Augmented Urbex - the photos are mine, but the sky has been replaced with something a bit more exciting. Along many of our trips are great shots of the main subject, but sometimes the surrounding sky is less than impressive. I have tuned up some shots blending urban exploration with super natural skies as well as those of alien/ambient worlds. Just having some fun!
Dr. Charles N. Carraway founded the hospital in 1908, in a house in Pratt City, now a neighborhood in Birmingham, with the capacity to treat 16 patients. Carraway was an innovator in many ways: "Carraway financed the new facility by getting Birmingham businesses to agree to pay $1 a month per employee, or $1.25 per family, for treatment. It was managed care before managed care even had a name." In 1917, Carraway bought a lot on the corner of Sixteenth Avenue and Twenty-fifth Street, in the Norwood neighborhood, and moved the hospital, which came to be called the Norwood Hospital. In 1949, the hospital received $200,000 in federal money to add a nursing wing.
In the 1940s, Charles Carraway donated the hospital to the Methodist church, and being renamed Carraway Methodist, with Carraway remaining the chair and CEO. In 1957, Charles Carraway suffered a stroke. In response the hospital board elected his son, Dr Ben Carraway, to take over the running of the Facility.
He increased the hospital from 256 beds to 617. A Christmas star placed on the roof in 1958 became a noted Birmingham landmark. The star remained long after the hospital closed. In 1993 Dr Robert Carraway, son of Ben Carraway (who had served part of his residency and his entire career at the hospital) was elected to take over as CEO and chair when Ben Carraway too had a stroke.

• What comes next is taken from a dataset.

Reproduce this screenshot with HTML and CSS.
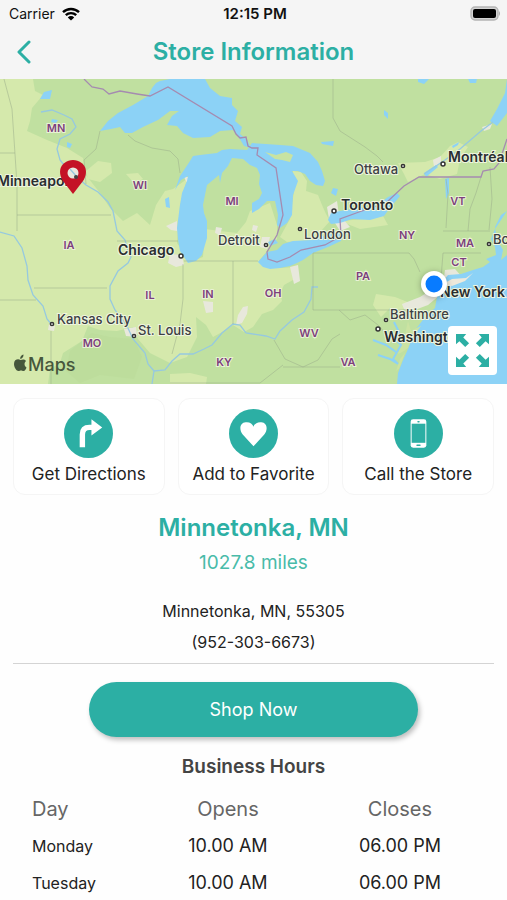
FILE: index.html
```html
<!DOCTYPE html>
<html lang="en">
<head>
  <meta charset="UTF-8" />
  <meta name="viewport" content="width=device-width, initial-scale=1.0"/>
  <title>Store Information</title>
  <link rel="stylesheet" href="styles.css">
</head>
<body>

  <header>
    <div class="status-bar">
      <div class="carrier">
        <span>Carrier</span>
        <svg width="18" height="14" viewBox="0 0 18 14" aria-hidden="true">
          <path d="M1 5.2A11.5 11.5 0 0 1 17 5.2M3.8 8.2A7.5 7.5 0 0 1 14.2 8.2" fill="none" stroke="#000" stroke-width="2.4"/>
          <path d="M5.8 10.4A4.6 4.6 0 0 1 12.2 10.4L9 13.6Z"/>
        </svg>
      </div>
      <span class="time">12:15 PM</span>
      <svg class="battery" width="31" height="15" viewBox="0 0 31 15" aria-hidden="true">
        <rect x="1" y="1" width="27" height="13" rx="4" fill="#d4d4d4" stroke="#b4b4b4" stroke-width="1.4"/>
        <rect x="3" y="3" width="23" height="9" rx="2"/>
        <path d="M29 5Q31 7.5 29 10Z" fill="#aaa"/>
      </svg>
    </div>
    <nav>
      <button class="back-btn" aria-label="Back">
        <svg width="16" height="24" viewBox="0 0 16 24" aria-hidden="true">
          <path d="M13 2L3 12L13 22" fill="none" stroke="#2cafa4" stroke-width="3" stroke-linecap="round" stroke-linejoin="round"/>
        </svg>
      </button>
      <h1>Store Information</h1>
    </nav>
  </header>

  <main>
    <section class="map">
      <svg class="map-canvas" viewBox="0 0 507 305" role="img" aria-label="Map from the store to your location">
        <rect width="507" height="305" fill="#c0e0a0"/>

        <!-- farmland -->
        <g fill="#d5e9ac">
          <path d="M0 0H33L35 12L43 16L32 29L30 42L27 52L47 61L67 69L83 79L85 95L100 114L110 129L123 142L137 134L150 146L156 126L165 112L173 110L187 100L180 126L177 164L190 183L203 178L205 150L220 152L237 154L246 143L250 132L270 124L277 146L277 160L258 183L280 189L297 188L293 201L284 206L280 214L282 222L273 231L262 235L253 248L244 253L233 246L224 252L213 258L206 246L196 238L197 258L187 278L170 284L150 274L138 260L133 248L117 252L100 251L88 247L82 262L63 274L60 284L50 290L48 305H0Z"/>
          <path d="M293 92L301 93L307 102L306 112L318 116L322 126L326 135L330 142L313 161L287 163L280 158L290 140L294 112Z"/>
          <path d="M86 92L98 82L111 84L112 94L100 103L88 100Z"/>
          <path d="M126 95L138 94L143 100L134 104Z"/>
          <path d="M398 84L425 83L440 78L450 67L458 63L468 68L460 80L457 95L440 100L425 95L408 103L404 95Z"/>
          <path d="M376 215L395 218L410 224L398 235L390 229L381 238L373 226Z"/>
          <path d="M340 142L365 140L383 137L388 146L360 150Z"/>
          <path d="M170 295L190 294L207 298L206 305H170Z"/>
        </g>
        <path d="M92 254L110 258L134 260L142 278L134 300L100 296L80 304L66 292L70 272Z" fill="#bddd9c"/>

        <!-- cities -->
        <g fill="#e8e8dc">
          <path d="M67 91L78 90L82 98L76 105L67 101ZM170 175L182 176L184 186L176 188L168 184ZM203 222L213 223L213 233L206 234ZM243 228L248 227L247 235L242 244L236 246L238 236ZM290 188L298 186L300 202L294 205ZM402 225L420 218L436 208L440 216L428 226L412 232L404 230ZM445 191L455 190L462 198L452 201L444 198ZM49 245L55 247L54 252L48 251ZM124 250L136 248L137 258L126 257ZM262 158L270 158L267 170L260 168ZM327 128L337 122L339 136L329 140Z"/>
          <path d="M433 81L441 77L441 84L434 88ZM482 48L492 45L490 50L484 52ZM166 147L177 142L177 152L171 151ZM184 98L190 98L187 104ZM216 148L222 149L220 156L215 154ZM253 146L258 147L256 153L252 151ZM335 144L343 140L350 148L340 152Z"/>
        </g>

        <!-- lakes and ocean -->
        <g fill="#8cd2f6">
          <path d="M100 52L108 42L118 34L133 26L148 17L152 9L156 4L160 2L170 0H205L210 9L220 17L232 19L232 26L238 32L235 42L242 48L240 55L247 61L251 69L244 67L238 57L233 51L220 52L210 58L193 59L183 54L177 47L167 46L172 37L179 32L170 32L158 41L143 48L132 54L125 54L120 48L111 50Z"/>
          <path d="M175 111L180 97L190 82L193 77L200 76L217 74L222 71L230 70L247 71L252 64L266 65L280 66L293 67L310 74L318 83L322 92L325 102L323 107L316 106L310 102L305 95L298 92L292 92L298 102L293 116L292 136L287 144L280 149L277 146L278 136L275 122L267 122L259 130L252 134L252 124L259 120L262 114L259 105L260 96L257 89L250 86L243 80L232 79L228 87L222 94L220 104L219 96L213 101L207 106L205 116L203 126L204 134L207 142L207 159L202 176L196 182L188 184L180 172L178 160L177 149L180 126L182 114L187 102L188 97L181 101Z"/>
          <path d="M258 183L267 173L277 171L283 165L293 162L313 161L330 154L344 153L341 162L328 168L313 174L303 181L297 184L290 187L280 189L270 190L263 188Z"/>
          <path d="M328 141L331 134L340 132L360 129L374 128L380 124L388 118L397 114L400 117L390 129L384 137L370 141L352 140L340 144L331 145Z"/>
          <path d="M507 132L501 136L495 148L497 161L503 171L501 181L507 176V305H397L398 294L403 281L408 270L410 264L416 250L425 238L435 229L437 218L443 202L448 196L461 195L473 191L483 188L490 183L486 180L496 176L495 168L491 160L495 150Z"/>
          <path d="M268 163L275 160L278 164L270 167ZM44 13L52 11L50 20L40 20ZM52 40L58 41L56 44L51 43ZM67 63L72 65L70 69L67 68ZM384 31L388 34L388 40L384 36ZM418 0H429L424 5L418 3ZM468 0H477L476 4L470 4ZM321 63L334 62L333 67L322 65ZM165 120L169 118L170 129L166 128ZM333 109L338 110L336 117L331 114Z"/>
          <path d="M445 100L449 99L449 114L446 120ZM452 67L459 63L458 66L453 69ZM424 94L436 86L438 88L426 98ZM507 0L505 14L497 30L490 42L497 47L507 34Z"/>
        </g>
        <path d="M265 73L276 76L286 73L293 76L290 83L282 81L275 80Z" fill="#c8e3a2"/>
        <path d="M443 205L452 200L466 199L473 194L465 202L452 207Z" fill="#eee9db"/>
        <path d="M408 242L405 256L400 264L398 275L404 272L408 269L413 258L421 247L411 252ZM396 292L400 280L405 274L399 290Z" fill="#cbe3a2"/>
        <path d="M394 243L399 253L395 260L401 266L393 280L398 285M373 261L386 266L396 273M378 276L390 280L398 285" fill="none" stroke="#8cd2f6" stroke-width="2"/>

        <!-- rivers -->
        <g fill="none" stroke="#96c9df" stroke-width="1.3">
          <path d="M41 33L52 31L64 36L72 40L76 48L70 55L60 60L57 70L60 81L67 90L76 97L86 106L98 113L108 123L113 132L117 152L125 161L128 171L131 178L128 184L118 192L110 207L110 220L115 231L127 247L133 260L145 274L148 285L154 292L152 305"/>
          <path d="M0 153L14 157L22 169L27 187L28 201L33 216L43 227L47 240L52 246"/>
          <path d="M154 292L165 291L172 282L180 275L193 275L204 270L212 266L222 254L233 245L240 246L246 254L266 257L275 260L280 252L292 241L304 233L311 220L312 208L318 208"/>
          <path d="M424 95L445 81L460 70L481 52L493 43"/>
        </g>

        <!-- state lines -->
        <g fill="none" stroke="#9aab8a" stroke-width="1" opacity=".5">
          <path d="M4 0L12 30L15 75L17 106V152M0 74H15M17 136H111M34 209H107M0 221H36M51 252V305M100 52L96 70L84 81L86 105M128 56L135 62L152 69L170 72L178 80L180 94M117 162H178M183 185V220L180 245L172 275M184 182H258M233 182V245M313 174V231H340L415 231M333 0V39L340 52L365 68L377 77L383 83M313 174H409L414 180L420 193M339 231L350 241L365 236L378 246L388 257M274 261L285 280L303 288L318 281L332 260L340 255M170 304H260L283 286M283 288H340M446 100L448 115L446 149M481 98L476 114L470 130L468 152M490 88L492 120L489 151M443 152H490M443 174H481M443 174L441 200"/>
        </g>

        <!-- country border -->
        <path d="M84 0L92 8L103 10L109 15L120 12L137 15L150 17L168 8L232 47L236 55L240 59L246 58L248 67L252 69L258 69L257 76L276 89L283 136L277 156L267 173L268 180L277 183L290 178L301 171L325 166L341 157L340 140L359 133L386 124L404 107L419 98H481L483 92L494 90L499 84L507 60" fill="none" stroke="#a58bb0" stroke-width="1.3"/>

        <!-- labels -->
        <g class="state-labels">
          <text x="56" y="53">MN</text>
          <text x="140" y="110">WI</text>
          <text x="232" y="126">MI</text>
          <text x="69" y="170">IA</text>
          <text x="150" y="220">IL</text>
          <text x="208" y="219">IN</text>
          <text x="273" y="218">OH</text>
          <text x="92" y="268">MO</text>
          <text x="224" y="287">KY</text>
          <text x="309" y="258">WV</text>
          <text x="348" y="287">VA</text>
          <text x="363" y="201">PA</text>
          <text x="407" y="160">NY</text>
          <text x="458" y="126">VT</text>
          <text x="465" y="168">MA</text>
          <text x="459" y="187">CT</text>
        </g>
        <g fill="#fff" stroke="#333" stroke-width="1.5">
          <circle cx="76" cy="98" r="2"/>
          <circle cx="181" cy="177" r="2"/>
          <circle cx="334" cy="132" r="2"/>
          <circle cx="443" cy="85" r="2"/>
          <circle cx="378" cy="250" r="2"/>
          <circle cx="403" cy="87" r="1.6"/>
          <circle cx="300" cy="150" r="1.6"/>
          <circle cx="266" cy="166" r="1.6"/>
          <circle cx="52" cy="245" r="1.6"/>
          <circle cx="134" cy="257" r="1.6"/>
          <circle cx="386" cy="241" r="1.6"/>
          <circle cx="489" cy="165" r="1.6"/>
        </g>
        <g class="city-labels">
          <text x="354" y="95">Ottawa</text>
          <text x="304" y="160">London</text>
          <text x="218" y="166">Detroit</text>
          <text x="57" y="245">Kansas City</text>
          <text x="138" y="256">St. Louis</text>
          <text x="390" y="240">Baltimore</text>
          <text x="493" y="165">Boston</text>
        </g>
        <g class="city-labels major">
          <text x="-3" y="107">Minneapolis</text>
          <text x="118" y="176">Chicago</text>
          <text x="341" y="131">Toronto</text>
          <text x="448" y="83">Montréal</text>
          <text x="440" y="218">New York</text>
          <text x="384" y="263">Washington</text>
        </g>

        <!-- store pin -->
        <path d="M73 115L63 102C57 93 60 82 73 81C86 82 89 93 83 102Z" fill="#c41226"/>
        <circle cx="73" cy="94" r="5.5" fill="#e9e9df"/>
        <path d="M70 90L77 98" stroke="#96c9df" stroke-width="1.3"/>
        <circle cx="76" cy="98" r="2" fill="#444"/>

        <!-- user location -->
        <circle class="user-dot" cx="434" cy="205" r="13" fill="#fff"/>
        <circle cx="434" cy="205" r="8.5" fill="#087bff"/>

        <g fill="#46573c">
          <path d="M20.500 281C18 279.500 14 280.500 14 285C14 288.500 16.500 292 18.500 292C19.500 292 20 291.400 21 291.400C22 291.400 22.500 292 23.500 292C25 292 26 290 26.500 288.500C24 287 24 283.500 26 282C24.500 280 22.500 280.500 20.500 281ZM20.200 280C20 277.500 21.500 276 23.500 275.500C23.700 278 22.200 279.800 20.200 280Z"/>
          <text class="map-brand" x="28" y="292">Maps</text>
        </g>
      </svg>
      <button class="expand-btn" aria-label="Full screen map">
        <svg viewBox="0 0 34 34" aria-hidden="true">
          <g fill="#2cafa4">
            <path id="arrow" d="M0 0H10.500L7.500 3.500L13.500 9.500L9.500 13.500L3.500 7.500L0 10.500Z"/>
            <use href="#arrow" transform="translate(34 0) rotate(90)"/>
            <use href="#arrow" transform="translate(34 34) rotate(180)"/>
            <use href="#arrow" transform="translate(0 34) rotate(270)"/>
          </g>
        </svg>
      </button>
    </section>

    <section class="actions">
      <button class="action-card">
        <svg viewBox="0 0 50 50" aria-hidden="true">
          <circle cx="25" cy="25" r="25" fill="#2cafa4"/>
          <path d="M16 39V26Q16 16 26 16H28V10.500L39 19L28 27V21.500H26Q21.500 21.500 21.500 26V39Z" fill="#fff"/>
        </svg>
        <span>Get Directions</span>
      </button>
      <button class="action-card">
        <svg viewBox="0 0 50 50" aria-hidden="true">
          <circle cx="25" cy="25" r="25" fill="#2cafa4"/>
          <path d="M25 38L14 26C10 21 11 14 17 13.500C21 13 24 15 25 18C26 15 29 13 33 13.500C39 14 40 21 36 26Z" fill="#fff"/>
        </svg>
        <span>Add to Favorite</span>
      </button>
      <button class="action-card">
        <svg viewBox="0 0 50 50" aria-hidden="true">
          <circle cx="25" cy="25" r="25" fill="#2cafa4"/>
          <rect x="17" y="10.500" width="16" height="29" rx="2.500" fill="#fff"/>
          <rect x="18" y="15" width="14" height="19.500" fill="#2cafa4"/>
          <path d="M23.500 37H26.500M24.500 13H25.500" stroke="#2cafa4" stroke-width="1.500" stroke-linecap="round"/>
        </svg>
        <span>Call the Store</span>
      </button>
    </section>

    <section class="store">
      <h2>Minnetonka, MN</h2>
      <p class="distance">1027.8 miles</p>
      <p class="address">Minnetonka, MN, 55305</p>
      <p class="phone">(952-303-6673)</p>
    </section>

    <button class="shop-btn">Shop Now</button>

    <section class="hours">
      <h3>Business Hours</h3>
      <table>
        <thead>
          <tr><th>Day</th><th>Opens</th><th>Closes</th></tr>
        </thead>
        <tbody>
          <tr><td>Monday</td><td>10.00 AM</td><td>06.00 PM</td></tr>
          <tr><td>Tuesday</td><td>10.00 AM</td><td>06.00 PM</td></tr>
        </tbody>
      </table>
    </section>
  </main>

</body>
</html>
```
FILE: styles.css
```css
* {
  box-sizing: border-box;
}
body {
  font-family: Inter, sans-serif;
  margin: 0;
  background: #fefefe;
  color: #222;
}
h1, h2, h3, p {
  margin: 0;
}
button {
  font-family: inherit;
  color: inherit;
  border: none;
  padding: 0;
  cursor: pointer;
}
svg {
  display: block;
}
header {
  background: #f5f5f5;
}
.status-bar {
  display: grid;
  grid-template-columns: 1fr auto 1fr;
  align-items: center;
  height: 27px;
  padding: 0 6px 0 9px;
  font-size: 14px;
  color: #111;
}
.carrier {
  display: flex;
  align-items: center;
  gap: 7px;
}
.time {
  font-size: 15px;
  font-weight: 600;
}
.battery {
  justify-self: end;
}
nav {
  display: grid;
  grid-template-columns: 48px 1fr 48px;
  align-items: center;
  height: 52px;
  padding-bottom: 2px;
}
.back-btn {
  background: none;
  display: flex;
  justify-content: center;
}
h1 {
  font-size: 24px;
  line-height: 28px;
  font-weight: 600;
  text-align: center;
  color: #2cafa4;
}

.map {
  position: relative;
}
.map-canvas {
  width: 100%;
  height: auto;
}
.state-labels {
  font-size: 11px;
  font-weight: 600;
  fill: #7c3f7c;
  text-anchor: middle;
  stroke: #e9f2d5;
  stroke-width: 2px;
  paint-order: stroke;
}
.city-labels {
  font-size: 13px;
  font-weight: 500;
  fill: #3c4043;
  stroke: #eef5df;
  stroke-width: 2px;
  paint-order: stroke;
}
.major {
  font-size: 14px;
  font-weight: 600;
  fill: #292d30;
}
.map-brand {
  font-size: 18px;
  font-weight: 500;
}
.user-dot {
  filter: drop-shadow(0 1px 3px rgba(0,0,0,0.3));
}
.expand-btn {
  position: absolute;
  right: 10px;
  bottom: 9px;
  width: 49px;
  height: 49px;
  padding: 8px;
  background: #fff;
  border-radius: 4px;
}

.actions {
  display: grid;
  grid-template-columns: repeat(3, 1fr);
  gap: 13px;
  padding: 14px 13px 0;
}
.action-card {
  display: flex;
  flex-direction: column;
  align-items: center;
  gap: 6px;
  padding: 10px 0;
  background: #fff;
  border: 1px solid #f5f5f5;
  border-radius: 12px;
  font-size: 17px;
  line-height: 20px;
}
.action-card svg {
  width: 49px;
  height: 49px;
}

.store {
  margin: 0 13px;
  padding: 18px 0 7px;
  text-align: center;
  border-bottom: 1px solid #d4d4d4;
}
h2 {
  font-size: 24px;
  line-height: 30px;
  font-weight: 600;
  color: #2cafa4;
}
.distance {
  margin: 8px 0 23px;
  font-size: 19px;
  line-height: 24px;
  color: #49bba9;
}
.address {
  font-size: 16px;
  line-height: 26px;
}
.phone {
  margin-top: 4px;
  font-size: 16px;
  line-height: 28px;
}
.shop-btn {
  display: block;
  width: 65%;
  height: 55px;
  margin: 18px auto 0;
  background: #2cafa4;
  color: #fff;
  border-radius: 28px;
  font-size: 18px;
  box-shadow: 2px 3px 5px rgba(0,0,0,0.25);
}

.hours {
  padding: 17px 21px;
}
h3 {
  font-size: 19px;
  line-height: 26px;
  font-weight: 600;
  text-align: center;
  color: #444;
}
table {
  width: 100%;
  margin-top: 10px;
  border-collapse: collapse;
  table-layout: fixed;
}
th, td {
  height: 37px;
  padding: 0;
  text-align: center;
  font-size: 18px;
}
th {
  font-weight: 400;
  font-size: 20px;
  color: #666;
}
th:first-child, td:first-child {
  width: 26%;
  padding-left: 11px;
  text-align: left;
}
td:first-child {
  font-size: 16px;
}
```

The hospital fell into financial difficulties in the beginning of the 2000s. At the time, it was run by the founder's grandson, Dr. Robert Carraway. According to The Birmingham News, two factors were responsible for the institution's financial demise: the decay of the Norwood neighborhood and "decades of decisions favoring patient care over profits." Hospital leadership made unsuccessful investments, did not adjust staffing or service lines to adjust to diminishing patient volume, or adequately respond to the rapidly changing healthcare delivery environment of the time. It shut down on October 31, 2008, after nearly a century in operation. In 2009, the facility was being considered as the new home for the 340 patients at Bryce Hospital in Tuscaloosa.
In 2011, The Lovelady Center, a non-profit women's rehab center, purchased the hospital property and renamed it "Metro Plaza.